Start

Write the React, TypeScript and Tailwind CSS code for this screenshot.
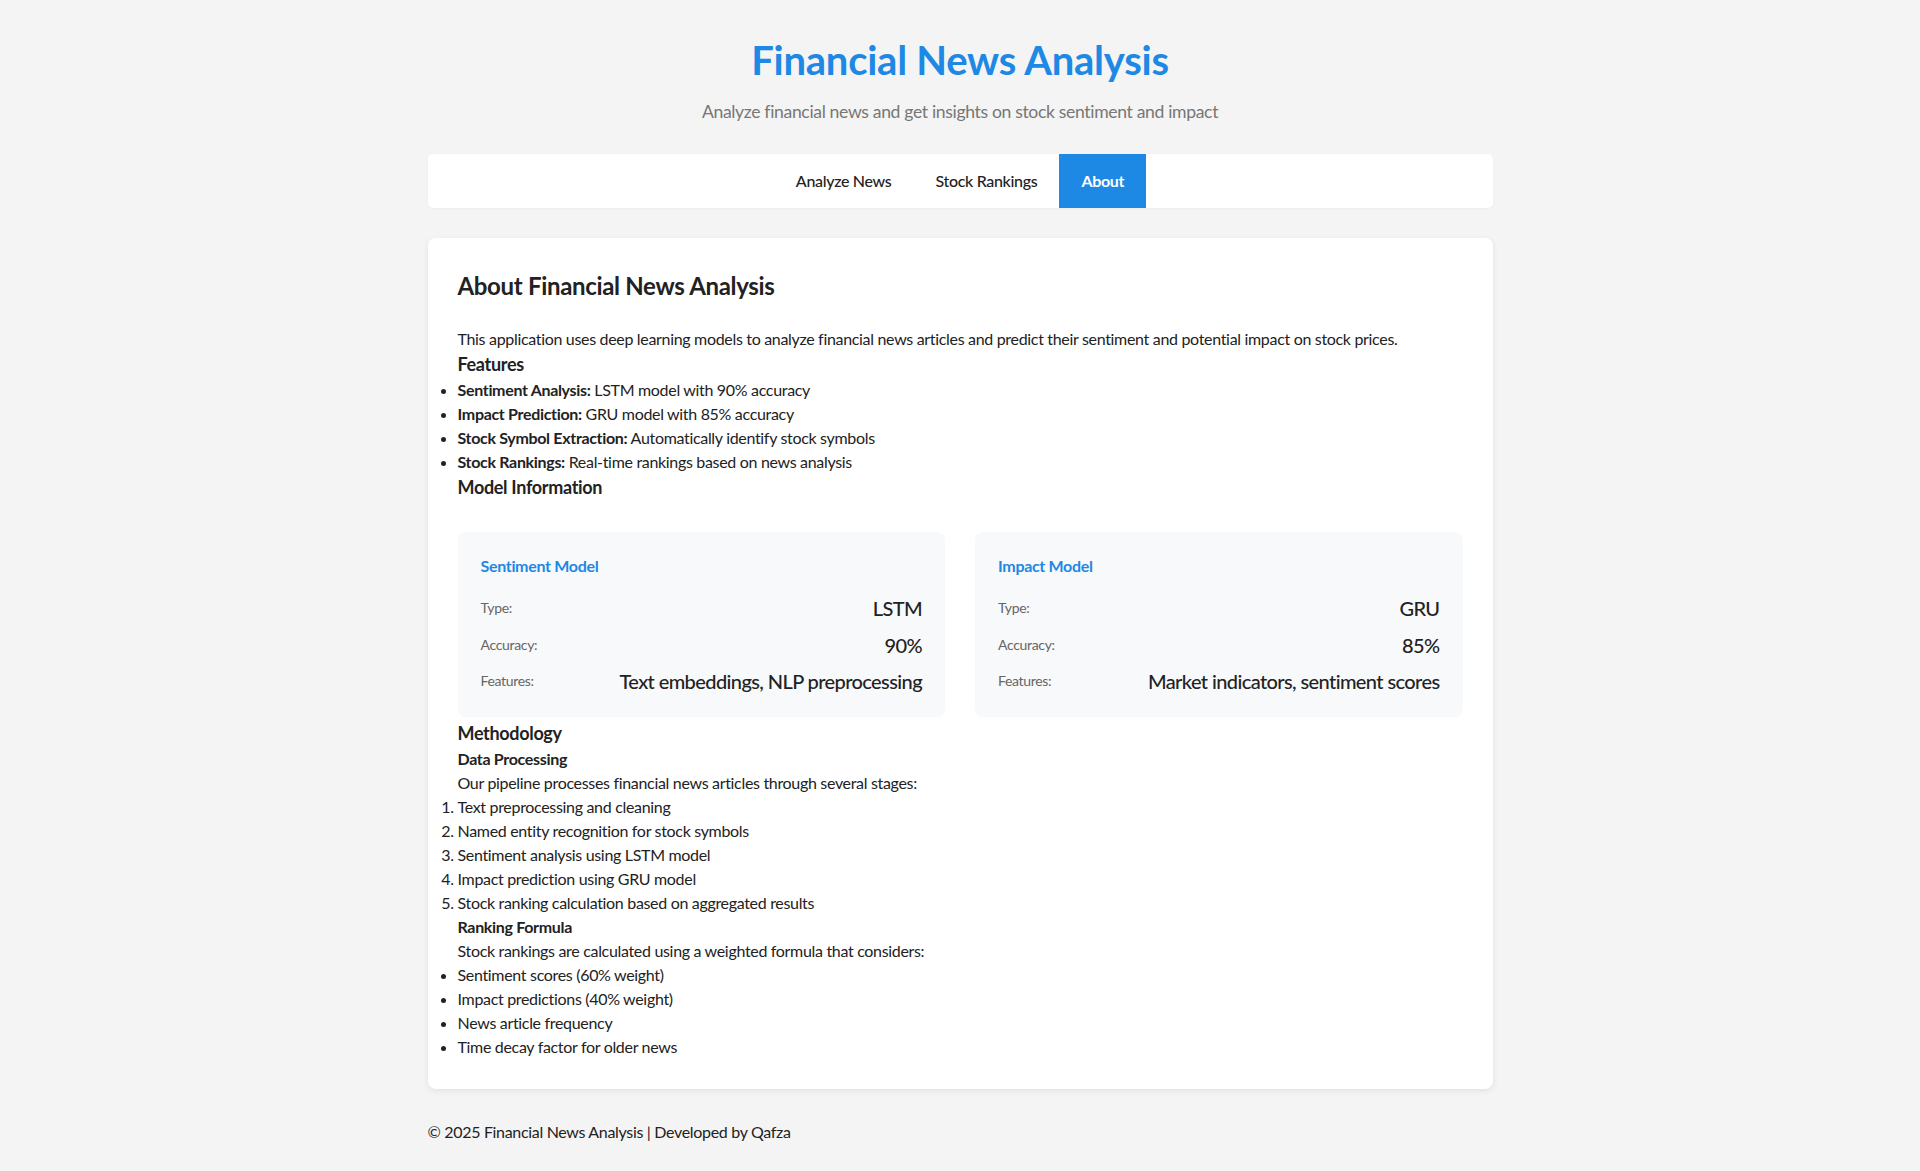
import React from 'react';

const tabs = [
  { id: 'analyze', label: 'Analyze News' },
  { id: 'rankings', label: 'Stock Rankings' },
  { id: 'about', label: 'About' },
];

const models = [
  {
    title: 'Sentiment Model',
    rows: [
      { label: 'Type:', value: 'LSTM' },
      { label: 'Accuracy:', value: '90%' },
      { label: 'Features:', value: 'Text embeddings, NLP preprocessing' },
    ],
  },
  {
    title: 'Impact Model',
    rows: [
      { label: 'Type:', value: 'GRU' },
      { label: 'Accuracy:', value: '85%' },
      { label: 'Features:', value: 'Market indicators, sentiment scores' },
    ],
  },
];

function ModelCard({ title, rows }: { title: string; rows: { label: string; value: string }[] }) {
  return (
    <div className="bg-[#f8f9fa] rounded-[8px] px-[23px] pt-[22px] pb-[17px]">
      <h4 className="text-[16px] leading-[24px] font-bold text-[#1e88e5] mb-[12px]">{title}</h4>
      {rows.map((row) => (
        <div key={row.label} className="flex items-center justify-between h-[36.5px]">
          <span className="text-[14px] text-[#666]">{row.label}</span>
          <span className="text-[20px] font-medium text-[#222] tracking-[-0.6px]">{row.value}</span>
        </div>
      ))}
    </div>
  );
}

export default function App() {
  const active = 'about';

  return (
    <div className="min-h-screen bg-[#f4f4f4] text-[#222] tracking-[-0.32px] font-['Lato','Liberation_Sans',sans-serif]">
      <div className="mx-auto w-[1065px] pt-[36px] pb-[26px]">
        <header className="text-center mb-[29px]">
          <h1 className="text-[40px] leading-[48px] font-bold text-[#1e88e5] tracking-[-0.25px]">
            Financial News Analysis
          </h1>
          <p className="mt-[15px] text-[17.6px] leading-[26px] text-[#777] tracking-[-0.35px]">
            Analyze financial news and get insights on stock sentiment and impact
          </p>
        </header>

        <nav className="flex justify-center bg-white rounded-[5px] h-[54px] shadow-[0_1px_2px_rgba(0,0,0,0.03)]">
          {tabs.map((tab) => (
            <button
              key={tab.id}
              className={
                tab.id === active
                  ? 'h-full px-[22px] text-[16px] font-bold bg-[#1e88e5] text-white'
                  : 'h-full px-[22px] text-[16px] font-medium text-[#222]'
              }
            >
              {tab.label}
            </button>
          ))}
        </nav>

        <main className="mt-[30px] bg-white rounded-[8px] shadow-[0_2px_6px_rgba(0,0,0,0.08)] p-[30px] text-[16px] leading-[24px]">
          <h2 className="text-[24px] leading-[36px] font-bold mb-[23px]">About Financial News Analysis</h2>
          <p>
            This application uses deep learning models to analyze financial news articles and predict their
            sentiment and potential impact on stock prices.
          </p>

          <h3 className="text-[18px] leading-[27px] font-bold">Features</h3>
          <ul className="list-disc">
            <li>
              <strong>Sentiment Analysis:</strong> LSTM model with 90% accuracy
            </li>
            <li>
              <strong>Impact Prediction:</strong> GRU model with 85% accuracy
            </li>
            <li>
              <strong>Stock Symbol Extraction:</strong> Automatically identify stock symbols
            </li>
            <li>
              <strong>Stock Rankings:</strong> Real-time rankings based on news analysis
            </li>
          </ul>

          <h3 className="text-[18px] leading-[27px] font-bold">Model Information</h3>
          <div className="grid grid-cols-2 gap-[30px] mt-[31px] mb-[3px]">
            {models.map((m) => (
              <ModelCard key={m.title} title={m.title} rows={m.rows} />
            ))}
          </div>

          <h3 className="text-[18px] leading-[27px] font-bold">Methodology</h3>
          <h4 className="font-bold">Data Processing</h4>
          <p>Our pipeline processes financial news articles through several stages:</p>
          <ol className="list-decimal">
            <li>Text preprocessing and cleaning</li>
            <li>Named entity recognition for stock symbols</li>
            <li>Sentiment analysis using LSTM model</li>
            <li>Impact prediction using GRU model</li>
            <li>Stock ranking calculation based on aggregated results</li>
          </ol>
          <h4 className="font-bold">Ranking Formula</h4>
          <p>Stock rankings are calculated using a weighted formula that considers:</p>
          <ul className="list-disc">
            <li>Sentiment scores (60% weight)</li>
            <li>Impact predictions (40% weight)</li>
            <li>News article frequency</li>
            <li>Time decay factor for older news</li>
          </ul>
        </main>

        <footer className="mt-[31px] text-[16px] leading-[24px]">
          © 2025 Financial News Analysis | Developed by Qafza
        </footer>
      </div>
    </div>
  );
}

End

**Task directions**
Starting at the top of the listing above, please restate word for word each line up to and including the one that holds "const active = 'about';", omitting every image.

**Task output**
Write the React, TypeScript and Tailwind CSS code for this screenshot.
import React from 'react';

const tabs = [
  { id: 'analyze', label: 'Analyze News' },
  { id: 'rankings', label: 'Stock Rankings' },
  { id: 'about', label: 'About' },
];

const models = [
  {
    title: 'Sentiment Model',
    rows: [
      { label: 'Type:', value: 'LSTM' },
      { label: 'Accuracy:', value: '90%' },
      { label: 'Features:', value: 'Text embeddings, NLP preprocessing' },
    ],
  },
  {
    title: 'Impact Model',
    rows: [
      { label: 'Type:', value: 'GRU' },
      { label: 'Accuracy:', value: '85%' },
      { label: 'Features:', value: 'Market indicators, sentiment scores' },
    ],
  },
];

function ModelCard({ title, rows }: { title: string; rows: { label: string; value: string }[] }) {
  return (
    <div className="bg-[#f8f9fa] rounded-[8px] px-[23px] pt-[22px] pb-[17px]">
      <h4 className="text-[16px] leading-[24px] font-bold text-[#1e88e5] mb-[12px]">{title}</h4>
      {rows.map((row) => (
        <div key={row.label} className="flex items-center justify-between h-[36.5px]">
          <span className="text-[14px] text-[#666]">{row.label}</span>
          <span className="text-[20px] font-medium text-[#222] tracking-[-0.6px]">{row.value}</span>
        </div>
      ))}
    </div>
  );
}

export default function App() {
  const active = 'about';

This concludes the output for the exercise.